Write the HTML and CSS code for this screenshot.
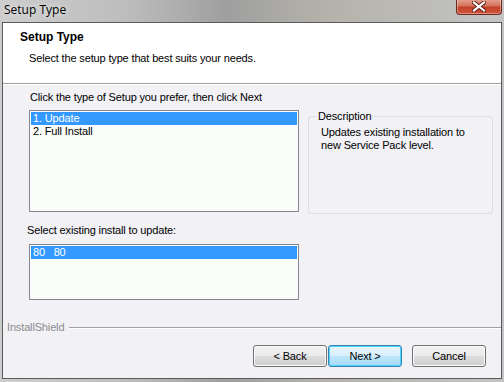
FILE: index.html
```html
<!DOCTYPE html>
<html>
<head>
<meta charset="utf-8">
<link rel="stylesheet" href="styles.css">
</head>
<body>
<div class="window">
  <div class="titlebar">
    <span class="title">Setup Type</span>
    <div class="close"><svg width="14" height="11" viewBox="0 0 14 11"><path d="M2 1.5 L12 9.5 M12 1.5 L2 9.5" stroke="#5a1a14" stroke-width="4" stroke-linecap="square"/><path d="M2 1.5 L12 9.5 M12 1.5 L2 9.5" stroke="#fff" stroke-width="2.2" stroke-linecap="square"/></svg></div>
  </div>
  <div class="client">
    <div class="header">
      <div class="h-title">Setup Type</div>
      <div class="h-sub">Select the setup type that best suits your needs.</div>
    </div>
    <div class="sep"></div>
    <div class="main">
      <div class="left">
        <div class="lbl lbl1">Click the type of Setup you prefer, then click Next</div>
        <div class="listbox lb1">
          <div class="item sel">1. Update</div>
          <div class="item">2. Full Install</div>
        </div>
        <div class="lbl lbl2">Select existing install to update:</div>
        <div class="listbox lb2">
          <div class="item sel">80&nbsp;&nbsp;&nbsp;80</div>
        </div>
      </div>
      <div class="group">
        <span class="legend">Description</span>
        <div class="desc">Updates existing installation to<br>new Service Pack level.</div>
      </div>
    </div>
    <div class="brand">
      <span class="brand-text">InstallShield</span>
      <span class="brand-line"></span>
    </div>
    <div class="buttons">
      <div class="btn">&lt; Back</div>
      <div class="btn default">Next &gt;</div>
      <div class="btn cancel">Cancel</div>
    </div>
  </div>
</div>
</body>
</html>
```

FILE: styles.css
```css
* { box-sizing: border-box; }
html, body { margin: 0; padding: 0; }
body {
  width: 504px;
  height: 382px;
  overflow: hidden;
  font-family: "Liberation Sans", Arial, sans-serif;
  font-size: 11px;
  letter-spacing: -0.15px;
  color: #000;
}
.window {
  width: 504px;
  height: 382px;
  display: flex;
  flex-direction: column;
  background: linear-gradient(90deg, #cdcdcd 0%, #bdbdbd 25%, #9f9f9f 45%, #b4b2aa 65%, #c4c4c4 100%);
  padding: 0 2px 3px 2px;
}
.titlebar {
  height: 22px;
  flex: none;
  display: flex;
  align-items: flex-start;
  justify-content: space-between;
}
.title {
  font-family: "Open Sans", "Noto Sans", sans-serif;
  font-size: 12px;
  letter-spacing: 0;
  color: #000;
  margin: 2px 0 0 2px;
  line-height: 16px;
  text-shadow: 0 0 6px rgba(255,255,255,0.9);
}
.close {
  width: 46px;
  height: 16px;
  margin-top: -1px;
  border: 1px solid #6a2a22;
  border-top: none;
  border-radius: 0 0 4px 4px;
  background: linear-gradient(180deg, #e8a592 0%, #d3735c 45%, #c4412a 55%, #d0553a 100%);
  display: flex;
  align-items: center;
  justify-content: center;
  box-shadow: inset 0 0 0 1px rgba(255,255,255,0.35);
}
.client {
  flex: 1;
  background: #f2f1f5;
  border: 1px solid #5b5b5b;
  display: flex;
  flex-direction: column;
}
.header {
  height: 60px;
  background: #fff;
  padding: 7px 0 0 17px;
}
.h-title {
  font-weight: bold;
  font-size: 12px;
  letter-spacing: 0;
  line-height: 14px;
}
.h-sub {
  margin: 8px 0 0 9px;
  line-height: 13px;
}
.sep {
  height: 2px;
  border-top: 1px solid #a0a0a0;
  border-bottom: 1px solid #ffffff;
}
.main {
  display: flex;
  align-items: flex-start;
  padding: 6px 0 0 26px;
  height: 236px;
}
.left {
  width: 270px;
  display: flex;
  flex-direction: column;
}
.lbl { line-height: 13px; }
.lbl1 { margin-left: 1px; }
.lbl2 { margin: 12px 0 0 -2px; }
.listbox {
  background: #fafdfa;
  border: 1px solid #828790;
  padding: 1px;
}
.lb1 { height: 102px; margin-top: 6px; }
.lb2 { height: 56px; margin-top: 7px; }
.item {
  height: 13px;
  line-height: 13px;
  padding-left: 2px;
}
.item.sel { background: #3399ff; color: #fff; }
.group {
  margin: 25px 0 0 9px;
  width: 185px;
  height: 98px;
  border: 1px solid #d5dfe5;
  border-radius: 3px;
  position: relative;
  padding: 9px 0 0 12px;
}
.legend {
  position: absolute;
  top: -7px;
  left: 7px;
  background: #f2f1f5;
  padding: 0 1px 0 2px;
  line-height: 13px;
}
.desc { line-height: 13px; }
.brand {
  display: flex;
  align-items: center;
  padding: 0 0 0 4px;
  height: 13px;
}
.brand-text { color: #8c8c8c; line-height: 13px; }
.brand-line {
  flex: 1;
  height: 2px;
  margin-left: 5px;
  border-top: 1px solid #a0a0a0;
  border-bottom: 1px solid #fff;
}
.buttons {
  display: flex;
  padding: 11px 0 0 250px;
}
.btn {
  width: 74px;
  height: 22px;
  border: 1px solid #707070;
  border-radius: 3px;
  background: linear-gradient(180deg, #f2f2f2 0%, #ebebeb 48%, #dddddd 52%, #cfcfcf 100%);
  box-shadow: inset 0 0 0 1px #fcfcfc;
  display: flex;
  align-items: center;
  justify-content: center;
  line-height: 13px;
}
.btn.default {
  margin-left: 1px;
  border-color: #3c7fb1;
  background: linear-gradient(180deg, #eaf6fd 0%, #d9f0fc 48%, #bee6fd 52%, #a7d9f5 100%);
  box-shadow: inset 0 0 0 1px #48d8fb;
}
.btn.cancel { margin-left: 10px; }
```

◆ ◆ ◆ ◆ ◆

Aim:
Omit the pictures and output all of the other material exactly.

Response to the task:
Write the HTML and CSS code for this screenshot.
FILE: index.html
```html
<!DOCTYPE html>
<html>
<head>
<meta charset="utf-8">
<link rel="stylesheet" href="styles.css">
</head>
<body>
<div class="window">
  <div class="titlebar">
    <span class="title">Setup Type</span>
    <div class="close"><svg width="14" height="11" viewBox="0 0 14 11"><path d="M2 1.5 L12 9.5 M12 1.5 L2 9.5" stroke="#5a1a14" stroke-width="4" stroke-linecap="square"/><path d="M2 1.5 L12 9.5 M12 1.5 L2 9.5" stroke="#fff" stroke-width="2.2" stroke-linecap="square"/></svg></div>
  </div>
  <div class="client">
    <div class="header">
      <div class="h-title">Setup Type</div>
      <div class="h-sub">Select the setup type that best suits your needs.</div>
    </div>
    <div class="sep"></div>
    <div class="main">
      <div class="left">
        <div class="lbl lbl1">Click the type of Setup you prefer, then click Next</div>
        <div class="listbox lb1">
          <div class="item sel">1. Update</div>
          <div class="item">2. Full Install</div>
        </div>
        <div class="lbl lbl2">Select existing install to update:</div>
        <div class="listbox lb2">
          <div class="item sel">80&nbsp;&nbsp;&nbsp;80</div>
        </div>
      </div>
      <div class="group">
        <span class="legend">Description</span>
        <div class="desc">Updates existing installation to<br>new Service Pack level.</div>
      </div>
    </div>
    <div class="brand">
      <span class="brand-text">InstallShield</span>
      <span class="brand-line"></span>
    </div>
    <div class="buttons">
      <div class="btn">&lt; Back</div>
      <div class="btn default">Next &gt;</div>
      <div class="btn cancel">Cancel</div>
    </div>
  </div>
</div>
</body>
</html>
```

FILE: styles.css
```css
* { box-sizing: border-box; }
html, body { margin: 0; padding: 0; }
body {
  width: 504px;
  height: 382px;
  overflow: hidden;
  font-family: "Liberation Sans", Arial, sans-serif;
  font-size: 11px;
  letter-spacing: -0.15px;
  color: #000;
}
.window {
  width: 504px;
  height: 382px;
  display: flex;
  flex-direction: column;
  background: linear-gradient(90deg, #cdcdcd 0%, #bdbdbd 25%, #9f9f9f 45%, #b4b2aa 65%, #c4c4c4 100%);
  padding: 0 2px 3px 2px;
}
.titlebar {
  height: 22px;
  flex: none;
  display: flex;
  align-items: flex-start;
  justify-content: space-between;
}
.title {
  font-family: "Open Sans", "Noto Sans", sans-serif;
  font-size: 12px;
  letter-spacing: 0;
  color: #000;
  margin: 2px 0 0 2px;
  line-height: 16px;
  text-shadow: 0 0 6px rgba(255,255,255,0.9);
}
.close {
  width: 46px;
  height: 16px;
  margin-top: -1px;
  border: 1px solid #6a2a22;
  border-top: none;
  border-radius: 0 0 4px 4px;
  background: linear-gradient(180deg, #e8a592 0%, #d3735c 45%, #c4412a 55%, #d0553a 100%);
  display: flex;
  align-items: center;
  justify-content: center;
  box-shadow: inset 0 0 0 1px rgba(255,255,255,0.35);
}
.client {
  flex: 1;
  background: #f2f1f5;
  border: 1px solid #5b5b5b;
  display: flex;
  flex-direction: column;
}
.header {
  height: 60px;
  background: #fff;
  padding: 7px 0 0 17px;
}
.h-title {
  font-weight: bold;
  font-size: 12px;
  letter-spacing: 0;
  line-height: 14px;
}
.h-sub {
  margin: 8px 0 0 9px;
  line-height: 13px;
}
.sep {
  height: 2px;
  border-top: 1px solid #a0a0a0;
  border-bottom: 1px solid #ffffff;
}
.main {
  display: flex;
  align-items: flex-start;
  padding: 6px 0 0 26px;
  height: 236px;
}
.left {
  width: 270px;
  display: flex;
  flex-direction: column;
}
.lbl { line-height: 13px; }
.lbl1 { margin-left: 1px; }
.lbl2 { margin: 12px 0 0 -2px; }
.listbox {
  background: #fafdfa;
  border: 1px solid #828790;
  padding: 1px;
}
.lb1 { height: 102px; margin-top: 6px; }
.lb2 { height: 56px; margin-top: 7px; }
.item {
  height: 13px;
  line-height: 13px;
  padding-left: 2px;
}
.item.sel { background: #3399ff; color: #fff; }
.group {
  margin: 25px 0 0 9px;
  width: 185px;
  height: 98px;
  border: 1px solid #d5dfe5;
  border-radius: 3px;
  position: relative;
  padding: 9px 0 0 12px;
}
.legend {
  position: absolute;
  top: -7px;
  left: 7px;
  background: #f2f1f5;
  padding: 0 1px 0 2px;
  line-height: 13px;
}
.desc { line-height: 13px; }
.brand {
  display: flex;
  align-items: center;
  padding: 0 0 0 4px;
  height: 13px;
}
.brand-text { color: #8c8c8c; line-height: 13px; }
.brand-line {
  flex: 1;
  height: 2px;
  margin-left: 5px;
  border-top: 1px solid #a0a0a0;
  border-bottom: 1px solid #fff;
}
.buttons {
  display: flex;
  padding: 11px 0 0 250px;
}
.btn {
  width: 74px;
  height: 22px;
  border: 1px solid #707070;
  border-radius: 3px;
  background: linear-gradient(180deg, #f2f2f2 0%, #ebebeb 48%, #dddddd 52%, #cfcfcf 100%);
  box-shadow: inset 0 0 0 1px #fcfcfc;
  display: flex;
  align-items: center;
  justify-content: center;
  line-height: 13px;
}
.btn.default {
  margin-left: 1px;
  border-color: #3c7fb1;
  background: linear-gradient(180deg, #eaf6fd 0%, #d9f0fc 48%, #bee6fd 52%, #a7d9f5 100%);
  box-shadow: inset 0 0 0 1px #48d8fb;
}
.btn.cancel { margin-left: 10px; }
```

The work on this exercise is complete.